Keep only the lines of the listing that include the word "React", and copy them.
* START *
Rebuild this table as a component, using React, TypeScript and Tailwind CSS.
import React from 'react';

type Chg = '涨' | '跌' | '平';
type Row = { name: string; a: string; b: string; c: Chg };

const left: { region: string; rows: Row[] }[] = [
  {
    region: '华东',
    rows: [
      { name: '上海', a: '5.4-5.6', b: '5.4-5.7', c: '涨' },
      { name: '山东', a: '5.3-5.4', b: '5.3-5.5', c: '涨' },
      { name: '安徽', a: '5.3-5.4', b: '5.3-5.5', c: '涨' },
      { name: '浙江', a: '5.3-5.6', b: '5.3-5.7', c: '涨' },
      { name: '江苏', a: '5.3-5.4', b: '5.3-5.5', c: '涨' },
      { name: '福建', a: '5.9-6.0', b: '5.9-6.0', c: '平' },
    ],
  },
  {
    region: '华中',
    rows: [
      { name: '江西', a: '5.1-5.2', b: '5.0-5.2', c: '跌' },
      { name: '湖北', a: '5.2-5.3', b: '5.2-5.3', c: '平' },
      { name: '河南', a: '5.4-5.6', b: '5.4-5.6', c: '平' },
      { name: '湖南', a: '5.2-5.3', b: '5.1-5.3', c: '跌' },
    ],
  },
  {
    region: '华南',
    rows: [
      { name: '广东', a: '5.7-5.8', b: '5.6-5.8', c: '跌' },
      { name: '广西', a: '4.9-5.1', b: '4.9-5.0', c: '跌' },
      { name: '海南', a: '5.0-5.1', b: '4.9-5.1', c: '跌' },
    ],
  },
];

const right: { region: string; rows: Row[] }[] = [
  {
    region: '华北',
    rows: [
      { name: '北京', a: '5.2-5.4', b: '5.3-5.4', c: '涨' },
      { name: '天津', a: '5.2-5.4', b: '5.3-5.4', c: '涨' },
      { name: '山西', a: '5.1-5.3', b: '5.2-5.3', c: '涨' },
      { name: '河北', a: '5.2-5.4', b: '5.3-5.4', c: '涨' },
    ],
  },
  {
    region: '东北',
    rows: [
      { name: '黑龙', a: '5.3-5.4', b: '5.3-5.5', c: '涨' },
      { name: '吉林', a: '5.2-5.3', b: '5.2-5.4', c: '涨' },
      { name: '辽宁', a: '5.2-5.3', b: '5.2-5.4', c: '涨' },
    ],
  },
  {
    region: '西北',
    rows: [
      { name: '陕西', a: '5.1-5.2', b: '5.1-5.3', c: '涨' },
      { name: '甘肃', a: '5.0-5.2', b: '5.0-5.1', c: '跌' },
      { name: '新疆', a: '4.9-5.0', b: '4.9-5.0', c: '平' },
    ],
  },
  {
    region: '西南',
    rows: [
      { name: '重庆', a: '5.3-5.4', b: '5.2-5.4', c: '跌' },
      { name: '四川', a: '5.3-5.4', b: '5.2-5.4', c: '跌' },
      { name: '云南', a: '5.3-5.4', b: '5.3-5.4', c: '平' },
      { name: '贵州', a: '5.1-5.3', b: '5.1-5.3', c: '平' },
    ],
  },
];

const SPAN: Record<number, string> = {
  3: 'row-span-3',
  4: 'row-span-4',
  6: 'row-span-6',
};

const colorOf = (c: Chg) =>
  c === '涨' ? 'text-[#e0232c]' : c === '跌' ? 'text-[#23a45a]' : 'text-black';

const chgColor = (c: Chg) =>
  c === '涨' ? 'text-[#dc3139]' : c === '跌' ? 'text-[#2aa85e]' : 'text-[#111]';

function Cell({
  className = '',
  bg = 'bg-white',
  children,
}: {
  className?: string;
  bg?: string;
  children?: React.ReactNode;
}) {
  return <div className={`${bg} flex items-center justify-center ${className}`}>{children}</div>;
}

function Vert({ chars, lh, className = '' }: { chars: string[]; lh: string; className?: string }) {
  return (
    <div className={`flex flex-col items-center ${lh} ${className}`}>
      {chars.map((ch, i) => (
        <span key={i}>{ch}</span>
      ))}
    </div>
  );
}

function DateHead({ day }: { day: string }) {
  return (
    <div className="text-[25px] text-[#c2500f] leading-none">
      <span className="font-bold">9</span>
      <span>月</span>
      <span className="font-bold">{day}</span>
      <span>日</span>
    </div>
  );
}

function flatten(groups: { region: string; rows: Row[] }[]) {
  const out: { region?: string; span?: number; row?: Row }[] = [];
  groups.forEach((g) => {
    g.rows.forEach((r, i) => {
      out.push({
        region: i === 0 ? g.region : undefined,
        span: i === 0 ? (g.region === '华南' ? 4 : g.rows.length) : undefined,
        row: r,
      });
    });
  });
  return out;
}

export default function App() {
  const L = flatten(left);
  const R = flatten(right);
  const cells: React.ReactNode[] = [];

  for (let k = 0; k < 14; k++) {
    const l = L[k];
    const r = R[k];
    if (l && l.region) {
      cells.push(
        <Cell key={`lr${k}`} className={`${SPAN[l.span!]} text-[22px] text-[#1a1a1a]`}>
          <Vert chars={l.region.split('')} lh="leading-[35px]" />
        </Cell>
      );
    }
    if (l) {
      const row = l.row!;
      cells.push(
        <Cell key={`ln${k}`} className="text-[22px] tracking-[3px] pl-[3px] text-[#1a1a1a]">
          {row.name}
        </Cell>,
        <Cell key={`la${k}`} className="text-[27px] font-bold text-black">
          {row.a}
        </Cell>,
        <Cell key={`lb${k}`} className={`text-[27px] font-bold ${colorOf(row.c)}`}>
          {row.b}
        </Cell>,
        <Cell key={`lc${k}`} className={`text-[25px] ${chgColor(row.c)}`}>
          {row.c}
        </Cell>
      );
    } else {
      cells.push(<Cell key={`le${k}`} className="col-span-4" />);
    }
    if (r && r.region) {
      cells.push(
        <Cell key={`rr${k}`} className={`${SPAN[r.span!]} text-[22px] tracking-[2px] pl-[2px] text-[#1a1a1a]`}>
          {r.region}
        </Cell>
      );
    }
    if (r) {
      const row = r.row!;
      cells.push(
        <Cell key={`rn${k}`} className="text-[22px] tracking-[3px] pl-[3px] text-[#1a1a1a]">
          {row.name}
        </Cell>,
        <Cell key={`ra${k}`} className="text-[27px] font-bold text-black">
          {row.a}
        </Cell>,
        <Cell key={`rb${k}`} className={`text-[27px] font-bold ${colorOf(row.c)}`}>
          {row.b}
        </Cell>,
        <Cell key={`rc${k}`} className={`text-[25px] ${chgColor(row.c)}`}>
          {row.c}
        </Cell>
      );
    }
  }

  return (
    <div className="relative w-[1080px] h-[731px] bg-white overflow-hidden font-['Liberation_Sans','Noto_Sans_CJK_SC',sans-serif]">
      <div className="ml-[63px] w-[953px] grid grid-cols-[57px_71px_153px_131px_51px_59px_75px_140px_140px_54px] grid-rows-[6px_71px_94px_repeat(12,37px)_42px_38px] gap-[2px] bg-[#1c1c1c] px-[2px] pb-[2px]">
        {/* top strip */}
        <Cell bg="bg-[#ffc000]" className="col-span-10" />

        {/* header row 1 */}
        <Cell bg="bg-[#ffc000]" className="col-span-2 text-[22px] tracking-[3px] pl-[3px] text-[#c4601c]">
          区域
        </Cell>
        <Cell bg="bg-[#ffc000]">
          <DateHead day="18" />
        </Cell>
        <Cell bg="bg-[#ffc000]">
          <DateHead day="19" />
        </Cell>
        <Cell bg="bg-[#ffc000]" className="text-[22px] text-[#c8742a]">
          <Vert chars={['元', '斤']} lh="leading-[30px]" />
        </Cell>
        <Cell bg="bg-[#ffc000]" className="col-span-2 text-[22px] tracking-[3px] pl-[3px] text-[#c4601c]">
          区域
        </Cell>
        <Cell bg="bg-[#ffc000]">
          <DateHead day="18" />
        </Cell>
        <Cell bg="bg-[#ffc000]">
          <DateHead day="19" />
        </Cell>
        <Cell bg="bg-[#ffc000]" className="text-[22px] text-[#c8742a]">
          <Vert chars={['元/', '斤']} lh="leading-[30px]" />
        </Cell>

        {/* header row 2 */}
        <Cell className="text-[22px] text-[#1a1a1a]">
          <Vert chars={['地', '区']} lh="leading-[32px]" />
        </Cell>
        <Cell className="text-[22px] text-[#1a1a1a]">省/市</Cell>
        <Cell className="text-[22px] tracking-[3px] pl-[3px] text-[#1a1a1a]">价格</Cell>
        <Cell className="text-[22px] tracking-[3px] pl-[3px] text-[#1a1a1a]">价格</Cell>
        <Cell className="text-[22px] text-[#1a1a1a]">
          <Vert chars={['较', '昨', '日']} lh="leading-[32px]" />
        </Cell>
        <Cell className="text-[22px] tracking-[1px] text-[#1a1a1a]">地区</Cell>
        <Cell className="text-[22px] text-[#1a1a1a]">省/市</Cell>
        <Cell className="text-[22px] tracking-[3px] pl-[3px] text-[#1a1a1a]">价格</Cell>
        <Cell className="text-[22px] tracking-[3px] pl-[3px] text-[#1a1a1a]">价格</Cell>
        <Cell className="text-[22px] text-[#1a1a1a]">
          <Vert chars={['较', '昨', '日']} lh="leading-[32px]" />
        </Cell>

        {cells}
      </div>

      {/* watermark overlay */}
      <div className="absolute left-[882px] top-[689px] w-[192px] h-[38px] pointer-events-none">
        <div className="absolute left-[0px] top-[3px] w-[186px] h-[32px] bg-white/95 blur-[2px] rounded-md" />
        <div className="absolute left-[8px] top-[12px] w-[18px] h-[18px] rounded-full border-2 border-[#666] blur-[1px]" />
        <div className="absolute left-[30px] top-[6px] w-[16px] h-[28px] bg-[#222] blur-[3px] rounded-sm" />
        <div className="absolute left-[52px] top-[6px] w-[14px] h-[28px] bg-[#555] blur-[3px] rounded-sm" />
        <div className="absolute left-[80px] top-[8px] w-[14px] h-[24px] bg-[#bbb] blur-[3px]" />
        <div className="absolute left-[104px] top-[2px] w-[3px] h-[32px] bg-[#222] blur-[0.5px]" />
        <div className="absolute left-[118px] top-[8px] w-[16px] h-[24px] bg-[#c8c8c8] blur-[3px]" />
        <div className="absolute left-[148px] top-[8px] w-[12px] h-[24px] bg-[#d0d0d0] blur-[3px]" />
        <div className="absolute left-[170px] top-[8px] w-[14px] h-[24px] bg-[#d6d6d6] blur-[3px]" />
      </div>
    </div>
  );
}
* END *
RESULT:
Rebuild this table as a component, using React, TypeScript and Tailwind CSS.
import React from 'react';
  children?: React.ReactNode;
  const cells: React.ReactNode[] = [];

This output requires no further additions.